Советница Шпатц тоже потребовала пояснения.
– Как вам сказать… если человек любит рано вставать, то ему, по-моему, и незачем подниматься ранним утром. Совесть, сударыня… вот где собака зарыта! Я и мне подобные, мы всю жизнь только о том и печемся, только тем и озабочены, чтобы обмануть свою совесть, чтобы ухитриться доставить ей хоть маленькую радость. Бесполезные мы существа, я и мне подобные; кроме редких хороших часов, мы всегда уязвлены и пришиблены сознанием собственной бесполезности. Мы презираем полезное, мы знаем, что оно безобразно и низко, и отстаиваем эту истину так, как отстаивают лишь насущно необходимые истины. И тем не менее мы вконец истерзаны муками совести. Мало того, вся наша внутренняя жизнь, наше мировоззрение, наша манера работать… таковы, что они воздействуют на наш организм самым нездоровым, самым губительным и разрушительным образом, и это еще ухудшает положение. Тут-то и появляются на сцену всевозможные успокоительные средства, без которых мы бы просто не выдержали. Многие из нас, например, чувствуют потребность в упорядоченном, строго гигиеническом образе жизни. Ранний, немилосердно ранний подъем, холодная ванна, прогулка по снегу… Благодаря этому мы хоть немножко бываем довольны собой. А дай я себе волю, я бы, поверьте, полдня пролежал в постели. Если я рано встаю, то это, собственно, лицемерие.

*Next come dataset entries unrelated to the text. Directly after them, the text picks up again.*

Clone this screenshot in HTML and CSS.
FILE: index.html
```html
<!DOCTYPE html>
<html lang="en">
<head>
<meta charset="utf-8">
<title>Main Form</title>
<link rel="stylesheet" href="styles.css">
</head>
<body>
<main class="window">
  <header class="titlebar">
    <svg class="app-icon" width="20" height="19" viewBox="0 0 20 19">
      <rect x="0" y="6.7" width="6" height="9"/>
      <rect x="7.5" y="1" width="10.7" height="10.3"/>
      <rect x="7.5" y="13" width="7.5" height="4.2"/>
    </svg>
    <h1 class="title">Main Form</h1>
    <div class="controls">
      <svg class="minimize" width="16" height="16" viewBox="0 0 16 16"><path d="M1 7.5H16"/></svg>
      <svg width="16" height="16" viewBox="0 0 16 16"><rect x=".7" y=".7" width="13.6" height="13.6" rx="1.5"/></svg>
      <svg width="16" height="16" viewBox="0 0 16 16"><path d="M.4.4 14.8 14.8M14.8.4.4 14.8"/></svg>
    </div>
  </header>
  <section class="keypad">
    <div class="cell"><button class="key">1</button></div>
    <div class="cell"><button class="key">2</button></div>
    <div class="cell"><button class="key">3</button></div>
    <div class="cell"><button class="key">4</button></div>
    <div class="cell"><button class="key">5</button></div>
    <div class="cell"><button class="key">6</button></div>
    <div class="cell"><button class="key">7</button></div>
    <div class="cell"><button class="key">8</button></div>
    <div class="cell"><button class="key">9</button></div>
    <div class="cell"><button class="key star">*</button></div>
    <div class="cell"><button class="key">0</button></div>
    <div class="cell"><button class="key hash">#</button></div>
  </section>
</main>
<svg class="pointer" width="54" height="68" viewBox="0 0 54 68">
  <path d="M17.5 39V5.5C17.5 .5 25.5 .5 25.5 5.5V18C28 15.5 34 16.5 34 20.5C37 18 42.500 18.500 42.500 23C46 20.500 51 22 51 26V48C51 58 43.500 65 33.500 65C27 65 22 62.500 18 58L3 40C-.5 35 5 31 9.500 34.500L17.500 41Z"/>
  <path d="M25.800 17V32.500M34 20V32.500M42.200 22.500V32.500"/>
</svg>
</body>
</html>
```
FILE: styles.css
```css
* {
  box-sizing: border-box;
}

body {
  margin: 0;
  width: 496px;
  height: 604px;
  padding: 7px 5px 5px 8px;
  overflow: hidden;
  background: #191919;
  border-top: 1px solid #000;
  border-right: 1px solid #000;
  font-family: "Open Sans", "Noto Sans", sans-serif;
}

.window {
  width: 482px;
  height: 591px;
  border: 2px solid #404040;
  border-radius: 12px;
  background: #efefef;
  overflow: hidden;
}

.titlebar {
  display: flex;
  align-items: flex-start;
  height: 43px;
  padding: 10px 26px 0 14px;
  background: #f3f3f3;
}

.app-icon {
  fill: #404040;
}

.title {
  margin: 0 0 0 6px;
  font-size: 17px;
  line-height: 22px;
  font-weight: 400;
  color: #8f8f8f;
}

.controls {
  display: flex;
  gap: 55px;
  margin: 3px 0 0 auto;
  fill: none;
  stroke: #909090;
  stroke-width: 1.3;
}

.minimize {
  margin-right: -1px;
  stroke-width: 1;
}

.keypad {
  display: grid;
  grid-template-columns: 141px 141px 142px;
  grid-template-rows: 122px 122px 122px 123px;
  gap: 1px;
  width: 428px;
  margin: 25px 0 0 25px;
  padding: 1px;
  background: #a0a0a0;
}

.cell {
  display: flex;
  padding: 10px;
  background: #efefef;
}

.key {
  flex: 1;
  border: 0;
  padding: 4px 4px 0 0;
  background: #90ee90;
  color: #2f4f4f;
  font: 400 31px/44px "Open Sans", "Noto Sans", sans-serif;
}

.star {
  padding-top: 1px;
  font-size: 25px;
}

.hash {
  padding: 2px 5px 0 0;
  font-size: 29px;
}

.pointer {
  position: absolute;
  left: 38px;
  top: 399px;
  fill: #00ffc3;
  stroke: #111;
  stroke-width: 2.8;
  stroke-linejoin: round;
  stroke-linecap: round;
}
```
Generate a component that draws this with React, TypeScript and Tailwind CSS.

– Нет, отчего же, господин Шпинель? Я нахожу, что это сила воли… Не правда ли, госпожа советница?
Госпожа советница согласилась, что это сила воли.
– Лицемерие или сила воли, сударыня! Кому какое слово больше нравится. Я лично на все смотрю настолько грустно, что…
– Вот именно. Ну, конечно же, вы слишком много грустите.
– Да, сударыня, мне часто бывает грустно.
Дни стояли прекрасные. В ослепительной яркости морозного безветрия, в голубоватых тенях, ясные и чистые, белели земля, горы, дом и сад, и надо всем этим поднимался безоблачный свод нежно-голубого неба, в котором, казалось, пляшут мириады сверкающих пылинок и блестящих кристаллов. Супруга господина Клетериана чувствовала себя в эти дни сносно; жара у нее не было, она почти не кашляла и ела без особого отвращения. Целыми часами, как ей было предписано, сидела она на террасе в морозную солнечную погоду. Сидела среди снегов, закутанная в одеяла и меха, и с надеждой вдыхала чистый, ледяной воздух, полезный для ее дыхательного горла. Иногда она видела, как прохаживается по саду господин Шпинель, тоже тепло одетый, в меховых сапогах, придававших уже просто фантастические размеры его ногам. Он осторожно ступал по снегу, и в положении его рук была какая-то настороженность, какое-то застывшее изящество; подходя к террасе, он почтительно здоровался с госпожой Клетериан и поднимался на несколько ступенек, чтобы завязать разговор.